We extended the traditional Marey chart in two ways: with station glyphs encoding passenger flow, and optional secondary graphical lines showing delays. Marey charts have been extended before, e.g. to show passenger load along the lines. As our aim was to allow investigating passenger exchange, the glyph encodes passengers entering (turquoise) and exiting (orange) the vehicle. The color coding is consistent in all views. Besides the scheduled time, this view also shows the actual times. In the case of delays, two lines are being shown. The distance between these lines encode the delay in the same scale of the overall time axis. To enable analysts to investigate both global times such as changing headways (visible at a day scale), as well as local delay variations (visible at an hour scale), the whole chart is vertically zoomable through pinching to view different temporal scales.

On the right side, a set of additional views are displayed. A calendar heatmap (Fig. 4, upper right) shows total passenger distribution for a month. Users can browse through different months by swiping, and can select a specific date to investigate. After tapping on a day, the data in all other views are being updated.

Fig. 4
figure 4

Visualizes passenger flows as well as time plan and delay data in an extended Marey chart (left). On the lower right, boarding and deboarding passenger counts are displayed as two line charts for both directions

At an area shows some summary statistics. It shows mean boarding and deboarding passenger numbers, as well as average delays. If no station is selected in the Marey chart, the average is shown for all stations over the current day. After selecting a station, the mean over all day for this station is shown. When the user taps a single glyph (i.e. a specific vehicle at a specific station), the precise passenger numbers as well as the actual delay are shown.

3.3.3 Impact

The project results have been presented to the CEO and traffic planners of our partner public transit company. Besides commending the visualization system as a helpful and interesting prototype (and publishing multiple press releases), our partner especially lauded the design process with its co-creation workshops, and the richness of the ideation results. Furthermore, this project won the international CityVis competition 2018 in the “research” category.

4 Discussion

Running this course over the years with different students and different partners helped us refine the curriculum and project setup. In the following, we reflect on some of our lessons learnt.

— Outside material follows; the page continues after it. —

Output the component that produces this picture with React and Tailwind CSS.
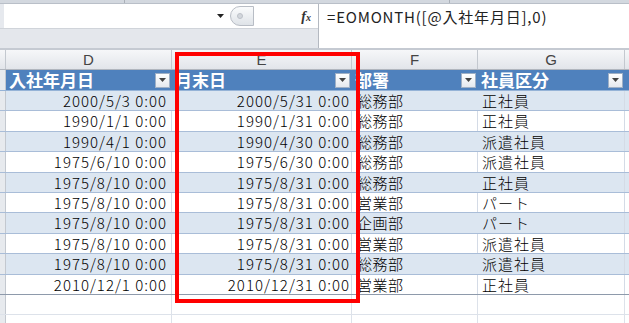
import React from "react";

const rows = [
  ["2000/5/3 0:00", "2000/5/31 0:00", "総務部", "正社員"],
  ["1990/1/1 0:00", "1990/1/31 0:00", "総務部", "正社員"],
  ["1990/4/1 0:00", "1990/4/30 0:00", "総務部", "派遣社員"],
  ["1975/6/10 0:00", "1975/6/30 0:00", "総務部", "派遣社員"],
  ["1975/8/10 0:00", "1975/8/31 0:00", "総務部", "正社員"],
  ["1975/8/10 0:00", "1975/8/31 0:00", "営業部", "パート"],
  ["1975/8/10 0:00", "1975/8/31 0:00", "企画部", "パート"],
  ["1975/8/10 0:00", "1975/8/31 0:00", "営業部", "派遣社員"],
  ["1975/8/10 0:00", "1975/8/31 0:00", "総務部", "派遣社員"],
  ["2010/12/1 0:00", "2010/12/31 0:00", "営業部", "正社員"],
];

const font = { fontFamily: '"Noto Sans CJK JP", "Liberation Sans", sans-serif' };

export default function App() {
  return (
    <div className="relative w-[629px] h-[323px] overflow-hidden bg-white text-[#1a1a1a]" style={font}>
      {/* ribbon edge */}
      <div className="h-[4px] bg-[#d3d8df] border-b border-[#b9bfc8] flex">
        <div className="w-[125px] border-r border-[#aab0b8]" />
        <div className="w-[325px] border-r border-[#aab0b8]" />
      </div>

      {/* formula bar */}
      <div className="flex h-[46px] border-b-2 border-[#c5cad2]">
        <div className="w-[318px] flex flex-col">
          <div className="h-[24px] flex items-center bg-white">
            <div className="w-[4px] h-full bg-[#e6e9ee]" />
            <div className="w-[226px] h-full flex items-center justify-end pr-[6px]">
              <Caret />
            </div>
            <RoundButton />
            <div className="flex-1 flex justify-end pr-[7px]">
              <span className="italic font-bold text-[14px] text-[#333]" style={{ fontFamily: '"Liberation Serif", serif' }}>
                f<span className="text-[10px]">x</span>
              </span>
            </div>
          </div>
          <div className="flex-1 bg-[#e4e7ec] border-t border-[#d0d4da]" />
        </div>
        <div className="flex-1 bg-white border-l border-[#b4b9c1] pl-[8px] pt-[2px] text-[15px] tracking-[0.8px] text-[#222] leading-[22px]">
          =EOMONTH([@入社年月日],0)
        </div>
      </div>

      {/* column letters */}
      <div className="flex h-[20px] bg-gradient-to-b from-[#f6f7f9] to-[#e2e5ea] border-b border-[#b1b6be] text-[15px] text-[#444]" style={{ fontFamily: '"Liberation Sans", sans-serif' }}>
        <div className="w-[6px] border-r border-[#c3c8cf]" />
        <HeadCell w="w-[166px]">D</HeadCell>
        <HeadCell w="w-[180px]">E</HeadCell>
        <HeadCell w="w-[126px]">F</HeadCell>
        <HeadCell w="w-[147px]">G</HeadCell>
        <div className="flex-1" />
      </div>

      {/* table header */}
      <div className="flex h-[21px] border-b border-[#95b3d7]">
        <div className="w-[6px] bg-[#e7eaee] border-r border-[#c3c8cf]" />
        <div className="flex flex-1 bg-[#4f81bd] text-white font-bold text-[17px] leading-[20px]">
          <TitleCell w="w-[166px]">入社年月日</TitleCell>
          <TitleCell w="w-[180px]">月末日</TitleCell>
          <TitleCell w="w-[126px]">部署</TitleCell>
          <TitleCell w="w-[147px]">社員区分</TitleCell>
          <div className="flex-1" />
        </div>
      </div>

      {/* table body */}
      {rows.map((r, i) => {
        const band = i % 2 === 0;
        const line = band ? "border-transparent" : "border-[#d4dbe6]";
        return (
          <div
            key={i}
            className={`flex h-[20.4px] text-[15px] font-light text-black leading-[19px] border-b ${
              i === rows.length - 1 ? "border-[#8e9aab]" : "border-[#a9bdd8]"
            } ${band ? "bg-[#dce6f1]" : "bg-white"}`}
          >
            <div className="w-[6px] bg-[#e7eaee] border-r border-[#c3c8cf]" />
            <div className={`w-[166px] text-right pr-[4px] tracking-[1px] border-r ${line}`}>{r[0]}</div>
            <div className={`w-[180px] text-right pr-[1px] tracking-[1px] border-r ${line}`}>{r[1]}</div>
            <div className={`w-[126px] pl-[5px] tracking-[0.5px] border-r ${line}`}>{r[2]}</div>
            <div className="w-[147px] pl-[4px] tracking-[1px] border-r border-[#d4dbe6]">{r[3]}</div>
            <div className="flex-1" />
          </div>
        );
      })}

      {/* empty sheet rows */}
      {[0, 1].map((i) => (
        <div key={i} className="flex h-[20.4px] border-b border-[#dde2ea]">
          <div className="w-[6px] bg-[#e7eaee] border-r border-[#c3c8cf]" />
          <div className="w-[166px] border-r border-[#dde2ea]" />
          <div className="w-[180px] border-r border-[#dde2ea]" />
          <div className="w-[126px] border-r border-[#dde2ea]" />
          <div className="w-[147px] border-r border-[#dde2ea]" />
        </div>
      ))}

      {/* highlight frame around column E */}
      <div className="absolute left-[175px] top-[52px] w-[185px] h-[251px] border-[4px] border-[#ff0000]" />
    </div>
  );
}

function HeadCell({ w, children }) {
  return (
    <div className={`${w} border-r border-[#c3c8cf] flex items-center justify-center leading-none`}>
      {children}
    </div>
  );
}

function TitleCell({ w, children }) {
  return (
    <div className={`${w} flex items-center justify-between pl-[3px] pr-[2px]`}>
      <span>{children}</span>
      <FilterButton />
    </div>
  );
}

function FilterButton() {
  return (
    <div className="w-[15px] h-[15px] bg-gradient-to-b from-white to-[#e4e8ee] border border-[#9fb0c6] flex items-center justify-center">
      <svg width="7" height="4" viewBox="0 0 7 4">
        <path d="M0 0h7L3.5 4z" fill="#444" />
      </svg>
    </div>
  );
}

function Caret() {
  return (
    <svg width="7" height="4" viewBox="0 0 7 4">
      <path d="M0 0h7L3.5 4z" fill="#222" />
    </svg>
  );
}

function RoundButton() {
  return (
    <div className="w-[24px] h-[20px] rounded-l-full border border-[#b8bdc5] bg-gradient-to-b from-[#fafbfc] to-[#dfe3e8] flex items-center pl-[6px]">
      <div className="w-[6px] h-[6px] rounded-full bg-[#d2d6dc] border border-[#bcc1c8]" />
    </div>
  );
}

Problem-oriented, yet open-ended In our case studies, students identified, prioritized, and selected problems together with the experts. The partners were involved by participating in design thinking workshops, and giving feedback throughout. However, they did not predefine possible solutions. These were driven by the data, and by the aim to design visualizations, new and interesting, to the students. While this might result in prototypes not directly practical for day-to-day problems, all partners were highly satisfied and found outcomes from the ideation phase to be valuable for future endeavours.

Data are not perfect In all projects, the data given to us by our partners needed further preparation. While the provided data were mainly according to standards (GPX in Via Velox, KOSIS in WanderVis, GTFS in PaxMotion), issues emerged. The data had not been fully to the specification, parts of the data had been missing, etc. In ViaVelox, the tracking app was developed in parallel and could be deployed only to few volunteers in a beta. We had to get further cycling data from third parties, to test the scalability of our system and visualizations. In PaxMotion, our partner the public transport company did not record the real-time data, themselves. Thus, we had to scrape and store them within the runtime of the project to be able to show delays within our extended Marey chart. We see this as useful practice in finding solutions to typical real-world data preparation challenges.

Trust the students’ capabilities Over the semesters, we learned it to be beneficial to trust the student’s eagerness to learn, their passion to explore, and their capabilities to create. In an open-ended process with plenty of uncertainties and challenges, students might feel lost from time to time. At these stages, we found it important to reiterate that learning is the major outcome. Interestingly, we experienced this to result in better prototypes. Reinforcing the faith you have in the students fosters ownership and promotes a self-driven approach. You need an environment which encourages them: a space to work independently, interdisciplinary, and in shifting compositions; a setting to experiment, where open discussions and trial and error are encouraged, and to not fear failure but see it as an opportunity to improve. Lastly, this needs teachers who act not as gatekeepers of knowledge, but as facilitators of learning. Combined with the need to present their final prototypes to the partners, this resulted in mature, well-designed data visualizations.

5 Conclusion

We have demonstrated with three student research projects that undergraduates are capable of designing and developing fully functional visual analytics systems to explore urban mobility. Through brief descriptions of selected outcomes, we have shown that these projects were exceptionally successful. While none of the prototypes are in production, all were well received by the partners as well as by the design and research communities.

We briefly discussed some of our lessons learnt, including that urban mobility is a specifically fitting domain for learners to work on data-driven problems from the real world. Through formal teaching evaluation, we understand that we have met the targeted learning goals. Through informal feedback, we learned that students found this course to be especially fun, exciting, and beneficial to deepening their skills and competencies.

We documented the course setup and the project results to act as basis for further discussion. As a next step, we hope to connect to other educators to collect and exchange best practices, and to create a set of recommendations on how to create a learning environment for successful inquiry-based student projects in the urban data domain.